-- Dataset section start --

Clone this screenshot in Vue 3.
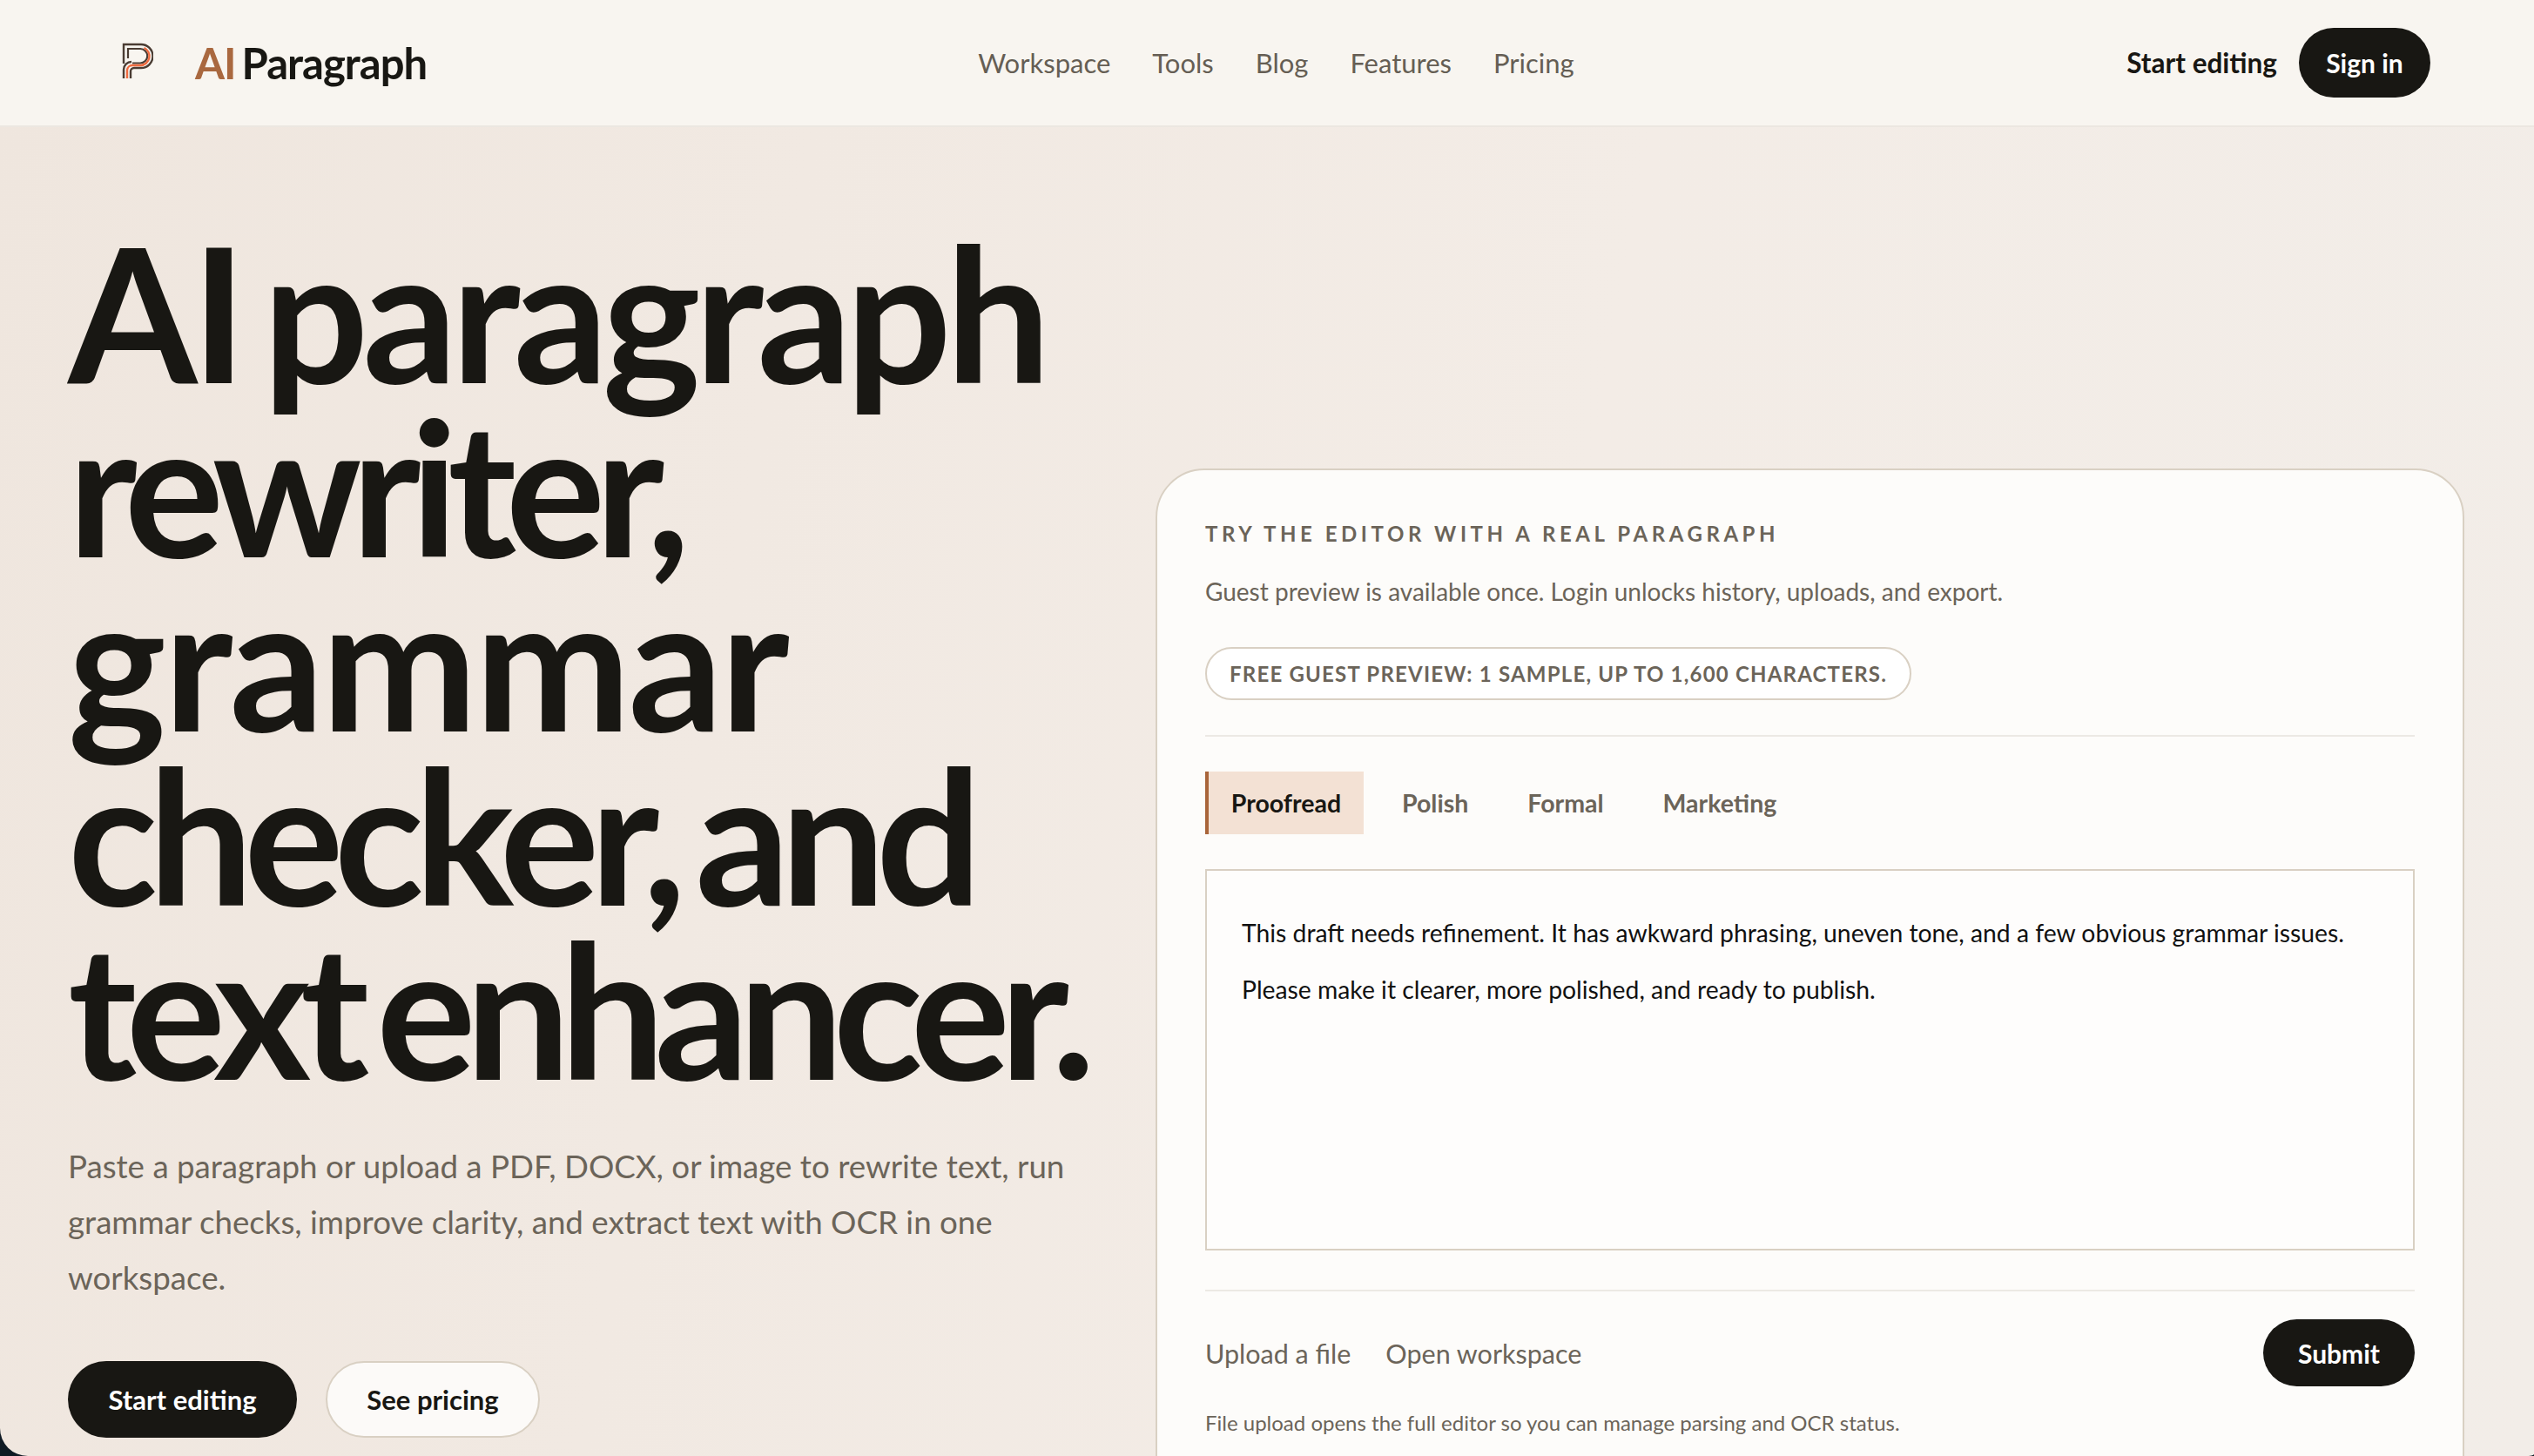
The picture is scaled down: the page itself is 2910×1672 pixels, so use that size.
<template>
  <div class="page">
    <header class="topbar">
      <div class="brand">
        <svg class="logo" viewBox="0 0 36 42" width="36" height="42" fill="none">
          <path d="M2 24V2H22a13.500 13.500 0 0 1 0 27h-8a4 4 0 0 0-4 4V41" stroke="#4a3c33" stroke-width="2.400" />
          <path d="M2 41V31a9 9 0 0 1 9-9" stroke="#4a3c33" stroke-width="2.400" />
          <path d="M7 18V7h14a8 8 0 0 1 0 16.500h-9" stroke="#4a3c33" stroke-width="2.200" />
          <path d="M6 41V31.500a6 6 0 0 1 6-5.500h9.500a10.500 10.500 0 0 0 4-20" stroke="#ee6a3f" stroke-width="2.400" />
        </svg>
        <span class="brand-name"><span class="brand-ai">AI</span> Paragraph</span>
      </div>
      <nav class="nav">
        <a v-for="link in navLinks" :key="link">{{ link }}</a>
      </nav>
      <div class="top-actions">
        <a class="top-link">Start editing</a>
        <button type="button" class="btn btn-dark btn-signin">Sign in</button>
      </div>
    </header>

    <main class="hero">
      <section class="hero-copy">
        <h1>
          <span class="line line-1">AI paragraph</span>
          <span class="line line-2">rewriter,</span>
          <span class="line line-3">grammar</span>
          <span class="line line-4">checker, and</span>
          <span class="line line-5">text enhancer.</span>
        </h1>
        <p class="lead">
          Paste a paragraph or upload a PDF, DOCX, or image to rewrite text, run grammar checks,
          improve clarity, and extract text with OCR in one workspace.
        </p>
        <div class="cta-row">
          <button type="button" class="btn btn-dark btn-large">Start editing</button>
          <button type="button" class="btn btn-light btn-large">See pricing</button>
        </div>
      </section>

      <section class="editor-card">
        <p class="eyebrow">Try the editor with a real paragraph</p>
        <p class="card-sub">Guest preview is available once. Login unlocks history, uploads, and export.</p>
        <span class="pill">Free guest preview: 1 sample, up to 1,600 characters.</span>
        <div class="tabs">
          <button
            v-for="tab in tabs"
            :key="tab"
            type="button"
            class="tab"
            :class="{ active: tab === activeTab }"
            @click="activeTab = tab"
          >
            {{ tab }}
          </button>
        </div>
        <div class="draft">
          <p>This draft needs refinement. It has awkward phrasing, uneven tone, and a few obvious grammar issues.</p>
          <p>Please make it clearer, more polished, and ready to publish.</p>
        </div>
        <div class="card-actions">
          <div class="card-links">
            <a>Upload a file</a>
            <a>Open workspace</a>
          </div>
          <button type="button" class="btn btn-dark btn-submit">Submit</button>
        </div>
        <p class="note">File upload opens the full editor so you can manage parsing and OCR status.</p>
      </section>
    </main>
  </div>
</template>

<script setup>
import { ref } from 'vue';

const navLinks = ['Workspace', 'Tools', 'Blog', 'Features', 'Pricing'];
const tabs = ['Proofread', 'Polish', 'Formal', 'Marketing'];
const activeTab = ref('Proofread');
</script>

<style>
html,
body {
  margin: 0;
  background: #0f1a24;
  overflow: hidden;
}
</style>

<style scoped>
.page {
  width: 2910px;
  height: 1672px;
  overflow: hidden;
  border-radius: 0 0 10px 32px / 0 0 2px 32px;
  background: linear-gradient(100deg, #efe6de 0%, #f3ece6 60%, #f2ede8 100%);
  font-family: Lato, "Noto Sans", sans-serif;
  color: #181713;
}

.topbar {
  height: 144px;
  box-sizing: content-box;
  border-bottom: 2px solid #ece7e1;
  background: #f8f5f0;
  padding: 0 119px 0 140px;
  display: grid;
  grid-template-columns: 1fr auto 1fr;
  align-items: center;
}

.brand {
  display: flex;
  align-items: center;
  gap: 48px;
}

.logo {
  width: 36px;
  height: 42px;
  margin-bottom: 4px;
}

.brand-name {
  font-size: 49px;
  font-weight: 700;
  letter-spacing: -0.02em;
  word-spacing: -4px;
}

.brand-ai {
  color: #a9683f;
}

.nav {
  display: flex;
  gap: 48px;
  font-size: 31px;
  color: #655e54;
}

.top-actions {
  justify-self: end;
  display: flex;
  align-items: center;
  gap: 25px;
}

.top-link {
  font-size: 31.500px;
  font-weight: 700;
}

.btn {
  border-radius: 999px;
  font-family: inherit;
  font-weight: 700;
  cursor: pointer;
}

.btn-dark {
  border: none;
  background: #181713;
  color: #ffffff;
}

.btn-light {
  border: 2px solid #d9d0c3;
  background: #fcfaf8;
  color: #181713;
}

.btn-signin {
  width: 151px;
  height: 80px;
  font-size: 30px;
}

.hero {
  display: grid;
  grid-template-columns: 1249px 1503px;
  padding-left: 78px;
  align-items: start;
}

h1 {
  margin: 0;
  padding-top: 112px;
  width: 1240px;
  font-size: 214px;
  font-weight: 700;
  line-height: 200px;
  word-spacing: -20px;
  color: #181713;
}

.line {
  display: block;
  white-space: nowrap;
}

.line-1 {
  letter-spacing: -6.800px;
}

.line-2 {
  letter-spacing: -11.900px;
}

.line-3 {
  letter-spacing: -3px;
}

.line-4 {
  letter-spacing: -10.800px;
}

.line-5 {
  letter-spacing: -12.100px;
}

.lead {
  margin: 49px 0 0;
  width: 1180px;
  font-size: 36.700px;
  line-height: 64px;
  color: #6b6459;
}

.cta-row {
  display: flex;
  gap: 33px;
  margin-top: 64px;
}

.btn-large {
  height: 88px;
  font-size: 31px;
}

.btn-dark.btn-large {
  width: 263px;
}

.btn-light.btn-large {
  width: 246px;
}

.editor-card {
  margin-top: 392px;
  box-sizing: border-box;
  height: 1200px;
  border: 2px solid #d9d0c3;
  border-radius: 56px;
  background: #fdfcfa;
  padding: 56px 55px;
  display: flex;
  flex-direction: column;
  align-items: flex-start;
}

.eyebrow {
  margin: 2px 0 0;
  font-size: 24px;
  line-height: 30px;
  font-weight: 700;
  letter-spacing: 0.19em;
  text-transform: uppercase;
  color: #6b6459;
}

.card-sub {
  margin: 29px 0 0;
  font-size: 28px;
  line-height: 44px;
  color: #6b6459;
}

.pill {
  margin-top: 42px;
  box-sizing: border-box;
  height: 61px;
  padding: 0 26px;
  display: flex;
  align-items: center;
  border: 2px solid #d9d0c3;
  border-radius: 999px;
  background: #ffffff;
  font-size: 24px;
  font-weight: 700;
  letter-spacing: 0.05em;
  text-transform: uppercase;
  color: #6b6459;
}

.tabs {
  margin-top: 40px;
  align-self: stretch;
  border-top: 2px solid #ece9e4;
  padding-top: 40px;
  display: flex;
}

.tab {
  height: 72px;
  padding: 0 24px;
  border: none;
  border-left: 4px solid transparent;
  background: transparent;
  font-family: inherit;
  font-size: 28.500px;
  font-weight: 700;
  color: #6b6459;
  cursor: pointer;
  margin-right: 16px;
}

.tab.active {
  width: 182px;
  border-left-color: #a9653a;
  background: #f3e1d4;
  color: #181713;
}

.draft {
  margin-top: 40px;
  align-self: stretch;
  box-sizing: border-box;
  height: 438px;
  border: 2px solid #d9d0c3;
  background: #fefdfc;
  padding: 49px 40px 40px;
  font-size: 28.300px;
  line-height: 44px;
  color: #111111;
}

.draft p {
  margin: 0 0 21px;
}

.card-actions {
  margin-top: 45px;
  align-self: stretch;
  border-top: 2px solid #ece9e4;
  padding-top: 32px;
  display: flex;
  justify-content: space-between;
  align-items: center;
}

.card-links {
  display: flex;
  gap: 40px;
  font-size: 30.500px;
  color: #6b6459;
}

.btn-submit {
  width: 174px;
  height: 77px;
  font-size: 30px;
}

.note {
  margin: 25px 0 0;
  font-size: 24px;
  line-height: 34px;
  color: #6b6459;
}
</style>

-- Dataset section end --

What to produce: Find each line holding the word "page" and copy it.

Solution to this problem:
The picture is scaled down: the page itself is 2910×1672 pixels, so use that size.
  <div class="page">
.page {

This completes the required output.